**Work required**
All of the data that follows should be retyped exactly, please, except the pictures.

***** Record set *****

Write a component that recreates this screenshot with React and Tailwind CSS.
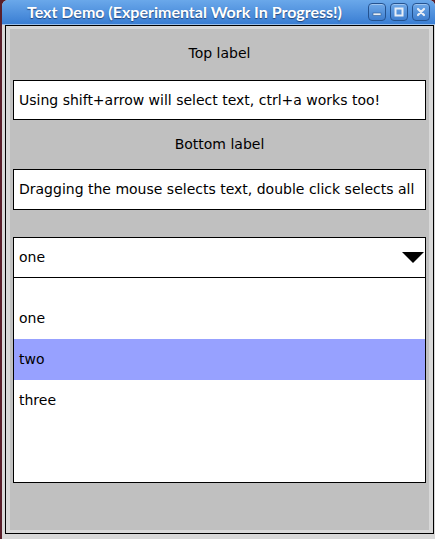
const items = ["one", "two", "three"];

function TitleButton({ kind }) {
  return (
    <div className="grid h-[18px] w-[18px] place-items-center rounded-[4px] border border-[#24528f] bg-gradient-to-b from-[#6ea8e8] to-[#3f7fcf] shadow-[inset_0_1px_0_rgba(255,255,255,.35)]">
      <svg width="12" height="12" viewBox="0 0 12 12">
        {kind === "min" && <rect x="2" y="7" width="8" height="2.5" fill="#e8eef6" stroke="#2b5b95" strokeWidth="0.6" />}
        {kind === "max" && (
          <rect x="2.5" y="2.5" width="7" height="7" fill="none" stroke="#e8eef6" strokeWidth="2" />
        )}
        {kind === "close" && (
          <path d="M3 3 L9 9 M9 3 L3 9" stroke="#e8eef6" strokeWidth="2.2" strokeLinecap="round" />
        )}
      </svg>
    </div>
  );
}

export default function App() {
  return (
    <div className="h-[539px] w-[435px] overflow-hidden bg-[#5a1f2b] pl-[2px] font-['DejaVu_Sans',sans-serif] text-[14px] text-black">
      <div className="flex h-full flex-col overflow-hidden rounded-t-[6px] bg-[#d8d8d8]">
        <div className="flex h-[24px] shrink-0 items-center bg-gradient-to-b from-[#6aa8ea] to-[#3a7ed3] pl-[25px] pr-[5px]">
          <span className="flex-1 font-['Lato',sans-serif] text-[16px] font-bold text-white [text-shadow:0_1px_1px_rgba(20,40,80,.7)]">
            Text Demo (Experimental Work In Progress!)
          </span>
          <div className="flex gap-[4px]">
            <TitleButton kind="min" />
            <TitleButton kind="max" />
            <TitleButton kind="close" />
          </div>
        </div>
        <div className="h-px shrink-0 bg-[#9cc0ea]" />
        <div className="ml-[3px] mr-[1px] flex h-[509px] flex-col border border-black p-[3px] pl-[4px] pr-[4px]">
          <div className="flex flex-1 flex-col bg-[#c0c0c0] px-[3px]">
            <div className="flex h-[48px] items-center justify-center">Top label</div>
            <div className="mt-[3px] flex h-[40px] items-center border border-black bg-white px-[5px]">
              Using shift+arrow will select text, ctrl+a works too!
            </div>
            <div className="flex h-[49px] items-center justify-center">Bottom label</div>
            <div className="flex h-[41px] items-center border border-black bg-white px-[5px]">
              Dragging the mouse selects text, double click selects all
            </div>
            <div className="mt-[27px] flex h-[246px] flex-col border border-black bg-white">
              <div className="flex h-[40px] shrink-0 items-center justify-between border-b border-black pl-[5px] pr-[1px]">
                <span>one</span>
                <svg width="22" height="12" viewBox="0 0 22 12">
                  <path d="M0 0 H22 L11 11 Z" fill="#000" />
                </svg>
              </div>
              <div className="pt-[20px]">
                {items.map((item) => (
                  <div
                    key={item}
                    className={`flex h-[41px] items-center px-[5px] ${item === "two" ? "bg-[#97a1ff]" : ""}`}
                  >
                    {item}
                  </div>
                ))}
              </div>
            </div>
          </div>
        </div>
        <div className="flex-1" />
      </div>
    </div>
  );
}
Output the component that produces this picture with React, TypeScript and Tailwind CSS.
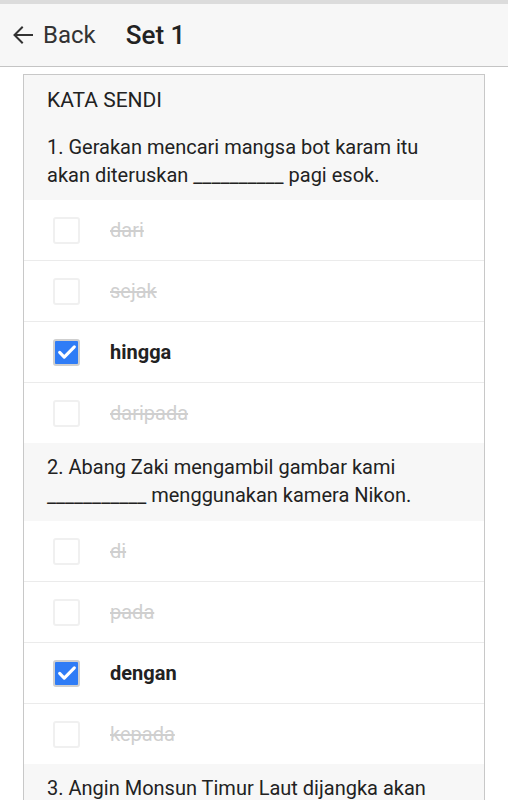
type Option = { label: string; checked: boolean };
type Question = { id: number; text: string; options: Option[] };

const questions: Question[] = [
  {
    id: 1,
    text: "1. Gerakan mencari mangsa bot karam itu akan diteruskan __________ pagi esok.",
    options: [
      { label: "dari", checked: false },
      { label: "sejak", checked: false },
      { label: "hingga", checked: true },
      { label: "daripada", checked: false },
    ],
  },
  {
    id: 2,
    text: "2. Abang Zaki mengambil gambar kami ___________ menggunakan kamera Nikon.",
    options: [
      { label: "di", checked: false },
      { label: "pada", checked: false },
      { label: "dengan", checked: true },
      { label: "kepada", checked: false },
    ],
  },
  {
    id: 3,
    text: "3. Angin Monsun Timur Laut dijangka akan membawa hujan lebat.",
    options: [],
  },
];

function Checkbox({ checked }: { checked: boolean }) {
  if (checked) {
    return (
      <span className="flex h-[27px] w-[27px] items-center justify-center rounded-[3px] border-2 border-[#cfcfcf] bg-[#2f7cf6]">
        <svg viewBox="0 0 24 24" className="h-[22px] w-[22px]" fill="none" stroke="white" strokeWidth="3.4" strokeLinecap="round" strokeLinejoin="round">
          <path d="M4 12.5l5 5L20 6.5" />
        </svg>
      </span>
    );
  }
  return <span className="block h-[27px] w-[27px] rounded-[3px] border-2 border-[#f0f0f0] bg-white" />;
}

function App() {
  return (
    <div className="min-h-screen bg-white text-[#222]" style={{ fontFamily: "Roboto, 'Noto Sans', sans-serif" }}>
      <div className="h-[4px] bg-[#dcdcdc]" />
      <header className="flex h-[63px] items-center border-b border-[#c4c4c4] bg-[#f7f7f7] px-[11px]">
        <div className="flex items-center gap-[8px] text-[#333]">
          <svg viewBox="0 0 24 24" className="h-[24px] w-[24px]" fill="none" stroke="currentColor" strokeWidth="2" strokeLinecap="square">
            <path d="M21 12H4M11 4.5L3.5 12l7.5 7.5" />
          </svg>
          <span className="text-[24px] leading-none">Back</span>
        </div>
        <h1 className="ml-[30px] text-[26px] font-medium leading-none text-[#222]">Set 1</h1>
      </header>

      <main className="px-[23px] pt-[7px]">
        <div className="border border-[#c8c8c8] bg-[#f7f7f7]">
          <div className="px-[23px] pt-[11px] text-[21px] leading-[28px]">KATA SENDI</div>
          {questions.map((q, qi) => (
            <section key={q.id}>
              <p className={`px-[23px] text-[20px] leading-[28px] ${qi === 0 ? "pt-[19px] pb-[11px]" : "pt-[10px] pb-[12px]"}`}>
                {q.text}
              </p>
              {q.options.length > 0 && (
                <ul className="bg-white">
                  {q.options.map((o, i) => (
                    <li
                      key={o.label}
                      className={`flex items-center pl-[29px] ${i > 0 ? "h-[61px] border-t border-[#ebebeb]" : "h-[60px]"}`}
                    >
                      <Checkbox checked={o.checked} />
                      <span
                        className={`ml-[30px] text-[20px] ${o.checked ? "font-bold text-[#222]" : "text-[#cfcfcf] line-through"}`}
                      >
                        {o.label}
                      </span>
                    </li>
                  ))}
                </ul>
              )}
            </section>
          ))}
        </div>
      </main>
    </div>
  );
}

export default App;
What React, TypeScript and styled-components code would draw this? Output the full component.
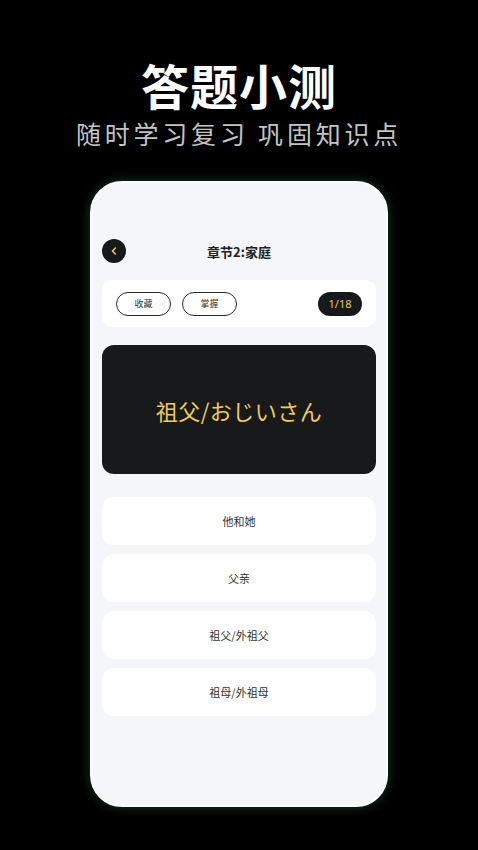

*****

**Output for this exercise**
Write a component that recreates this screenshot with React and Tailwind CSS.
const items = ["one", "two", "three"];

function TitleButton({ kind }) {
  return (
    <div className="grid h-[18px] w-[18px] place-items-center rounded-[4px] border border-[#24528f] bg-gradient-to-b from-[#6ea8e8] to-[#3f7fcf] shadow-[inset_0_1px_0_rgba(255,255,255,.35)]">
      <svg width="12" height="12" viewBox="0 0 12 12">
        {kind === "min" && <rect x="2" y="7" width="8" height="2.5" fill="#e8eef6" stroke="#2b5b95" strokeWidth="0.6" />}
        {kind === "max" && (
          <rect x="2.5" y="2.5" width="7" height="7" fill="none" stroke="#e8eef6" strokeWidth="2" />
        )}
        {kind === "close" && (
          <path d="M3 3 L9 9 M9 3 L3 9" stroke="#e8eef6" strokeWidth="2.2" strokeLinecap="round" />
        )}
      </svg>
    </div>
  );
}

export default function App() {
  return (
    <div className="h-[539px] w-[435px] overflow-hidden bg-[#5a1f2b] pl-[2px] font-['DejaVu_Sans',sans-serif] text-[14px] text-black">
      <div className="flex h-full flex-col overflow-hidden rounded-t-[6px] bg-[#d8d8d8]">
        <div className="flex h-[24px] shrink-0 items-center bg-gradient-to-b from-[#6aa8ea] to-[#3a7ed3] pl-[25px] pr-[5px]">
          <span className="flex-1 font-['Lato',sans-serif] text-[16px] font-bold text-white [text-shadow:0_1px_1px_rgba(20,40,80,.7)]">
            Text Demo (Experimental Work In Progress!)
          </span>
          <div className="flex gap-[4px]">
            <TitleButton kind="min" />
            <TitleButton kind="max" />
            <TitleButton kind="close" />
          </div>
        </div>
        <div className="h-px shrink-0 bg-[#9cc0ea]" />
        <div className="ml-[3px] mr-[1px] flex h-[509px] flex-col border border-black p-[3px] pl-[4px] pr-[4px]">
          <div className="flex flex-1 flex-col bg-[#c0c0c0] px-[3px]">
            <div className="flex h-[48px] items-center justify-center">Top label</div>
            <div className="mt-[3px] flex h-[40px] items-center border border-black bg-white px-[5px]">
              Using shift+arrow will select text, ctrl+a works too!
            </div>
            <div className="flex h-[49px] items-center justify-center">Bottom label</div>
            <div className="flex h-[41px] items-center border border-black bg-white px-[5px]">
              Dragging the mouse selects text, double click selects all
            </div>
            <div className="mt-[27px] flex h-[246px] flex-col border border-black bg-white">
              <div className="flex h-[40px] shrink-0 items-center justify-between border-b border-black pl-[5px] pr-[1px]">
                <span>one</span>
                <svg width="22" height="12" viewBox="0 0 22 12">
                  <path d="M0 0 H22 L11 11 Z" fill="#000" />
                </svg>
              </div>
              <div className="pt-[20px]">
                {items.map((item) => (
                  <div
                    key={item}
                    className={`flex h-[41px] items-center px-[5px] ${item === "two" ? "bg-[#97a1ff]" : ""}`}
                  >
                    {item}
                  </div>
                ))}
              </div>
            </div>
          </div>
        </div>
        <div className="flex-1" />
      </div>
    </div>
  );
}
Output the component that produces this picture with React, TypeScript and Tailwind CSS.
type Option = { label: string; checked: boolean };
type Question = { id: number; text: string; options: Option[] };

const questions: Question[] = [
  {
    id: 1,
    text: "1. Gerakan mencari mangsa bot karam itu akan diteruskan __________ pagi esok.",
    options: [
      { label: "dari", checked: false },
      { label: "sejak", checked: false },
      { label: "hingga", checked: true },
      { label: "daripada", checked: false },
    ],
  },
  {
    id: 2,
    text: "2. Abang Zaki mengambil gambar kami ___________ menggunakan kamera Nikon.",
    options: [
      { label: "di", checked: false },
      { label: "pada", checked: false },
      { label: "dengan", checked: true },
      { label: "kepada", checked: false },
    ],
  },
  {
    id: 3,
    text: "3. Angin Monsun Timur Laut dijangka akan membawa hujan lebat.",
    options: [],
  },
];

function Checkbox({ checked }: { checked: boolean }) {
  if (checked) {
    return (
      <span className="flex h-[27px] w-[27px] items-center justify-center rounded-[3px] border-2 border-[#cfcfcf] bg-[#2f7cf6]">
        <svg viewBox="0 0 24 24" className="h-[22px] w-[22px]" fill="none" stroke="white" strokeWidth="3.4" strokeLinecap="round" strokeLinejoin="round">
          <path d="M4 12.5l5 5L20 6.5" />
        </svg>
      </span>
    );
  }
  return <span className="block h-[27px] w-[27px] rounded-[3px] border-2 border-[#f0f0f0] bg-white" />;
}

function App() {
  return (
    <div className="min-h-screen bg-white text-[#222]" style={{ fontFamily: "Roboto, 'Noto Sans', sans-serif" }}>
      <div className="h-[4px] bg-[#dcdcdc]" />
      <header className="flex h-[63px] items-center border-b border-[#c4c4c4] bg-[#f7f7f7] px-[11px]">
        <div className="flex items-center gap-[8px] text-[#333]">
          <svg viewBox="0 0 24 24" className="h-[24px] w-[24px]" fill="none" stroke="currentColor" strokeWidth="2" strokeLinecap="square">
            <path d="M21 12H4M11 4.5L3.5 12l7.5 7.5" />
          </svg>
          <span className="text-[24px] leading-none">Back</span>
        </div>
        <h1 className="ml-[30px] text-[26px] font-medium leading-none text-[#222]">Set 1</h1>
      </header>

      <main className="px-[23px] pt-[7px]">
        <div className="border border-[#c8c8c8] bg-[#f7f7f7]">
          <div className="px-[23px] pt-[11px] text-[21px] leading-[28px]">KATA SENDI</div>
          {questions.map((q, qi) => (
            <section key={q.id}>
              <p className={`px-[23px] text-[20px] leading-[28px] ${qi === 0 ? "pt-[19px] pb-[11px]" : "pt-[10px] pb-[12px]"}`}>
                {q.text}
              </p>
              {q.options.length > 0 && (
                <ul className="bg-white">
                  {q.options.map((o, i) => (
                    <li
                      key={o.label}
                      className={`flex items-center pl-[29px] ${i > 0 ? "h-[61px] border-t border-[#ebebeb]" : "h-[60px]"}`}
                    >
                      <Checkbox checked={o.checked} />
                      <span
                        className={`ml-[30px] text-[20px] ${o.checked ? "font-bold text-[#222]" : "text-[#cfcfcf] line-through"}`}
                      >
                        {o.label}
                      </span>
                    </li>
                  ))}
                </ul>
              )}
            </section>
          ))}
        </div>
      </main>
    </div>
  );
}

export default App;
What React, TypeScript and styled-components code would draw this? Output the full component.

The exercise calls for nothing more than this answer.